→ Task input:
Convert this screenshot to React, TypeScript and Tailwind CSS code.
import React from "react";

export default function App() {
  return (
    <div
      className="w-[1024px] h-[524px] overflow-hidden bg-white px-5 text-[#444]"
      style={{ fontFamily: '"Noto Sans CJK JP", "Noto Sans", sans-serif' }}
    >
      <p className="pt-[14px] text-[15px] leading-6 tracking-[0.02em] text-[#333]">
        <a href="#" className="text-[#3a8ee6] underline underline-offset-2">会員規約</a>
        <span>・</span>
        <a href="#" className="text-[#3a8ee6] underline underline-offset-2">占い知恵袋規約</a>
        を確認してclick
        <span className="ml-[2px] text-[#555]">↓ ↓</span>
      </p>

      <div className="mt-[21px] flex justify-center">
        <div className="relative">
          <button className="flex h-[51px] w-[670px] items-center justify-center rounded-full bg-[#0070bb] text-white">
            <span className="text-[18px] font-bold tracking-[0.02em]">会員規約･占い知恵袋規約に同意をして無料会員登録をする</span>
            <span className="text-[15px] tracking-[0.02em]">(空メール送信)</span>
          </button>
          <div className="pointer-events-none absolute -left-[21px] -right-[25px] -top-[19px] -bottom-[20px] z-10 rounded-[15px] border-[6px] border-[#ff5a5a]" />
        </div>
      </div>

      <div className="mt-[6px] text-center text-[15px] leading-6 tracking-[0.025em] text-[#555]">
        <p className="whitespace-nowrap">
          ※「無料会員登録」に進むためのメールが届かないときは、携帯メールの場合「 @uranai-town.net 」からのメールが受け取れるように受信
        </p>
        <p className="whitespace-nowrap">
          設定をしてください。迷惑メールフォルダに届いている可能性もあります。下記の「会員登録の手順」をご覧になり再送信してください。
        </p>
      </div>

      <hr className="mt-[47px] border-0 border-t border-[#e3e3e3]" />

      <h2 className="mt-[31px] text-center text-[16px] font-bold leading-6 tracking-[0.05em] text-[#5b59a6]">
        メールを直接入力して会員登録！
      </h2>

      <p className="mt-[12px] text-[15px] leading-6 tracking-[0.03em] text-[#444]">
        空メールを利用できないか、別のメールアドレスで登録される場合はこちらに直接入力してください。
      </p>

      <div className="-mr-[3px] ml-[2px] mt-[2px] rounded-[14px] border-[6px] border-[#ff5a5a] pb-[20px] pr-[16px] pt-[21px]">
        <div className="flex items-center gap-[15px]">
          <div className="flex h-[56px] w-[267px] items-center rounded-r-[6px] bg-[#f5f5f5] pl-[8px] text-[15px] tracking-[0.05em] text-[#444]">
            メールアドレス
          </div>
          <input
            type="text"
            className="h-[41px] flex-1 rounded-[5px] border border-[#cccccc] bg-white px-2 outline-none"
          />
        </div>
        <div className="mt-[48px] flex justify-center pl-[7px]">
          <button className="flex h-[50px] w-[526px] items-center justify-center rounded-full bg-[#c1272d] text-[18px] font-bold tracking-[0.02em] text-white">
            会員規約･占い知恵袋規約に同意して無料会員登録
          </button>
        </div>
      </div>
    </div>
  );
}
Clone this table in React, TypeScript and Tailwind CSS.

→ What you should do: What are the exact lines from the beginning of the material through the line containing "import React from"? Write out those lines alone.

→ Written solution:
Convert this screenshot to React, TypeScript and Tailwind CSS code.
import React from "react";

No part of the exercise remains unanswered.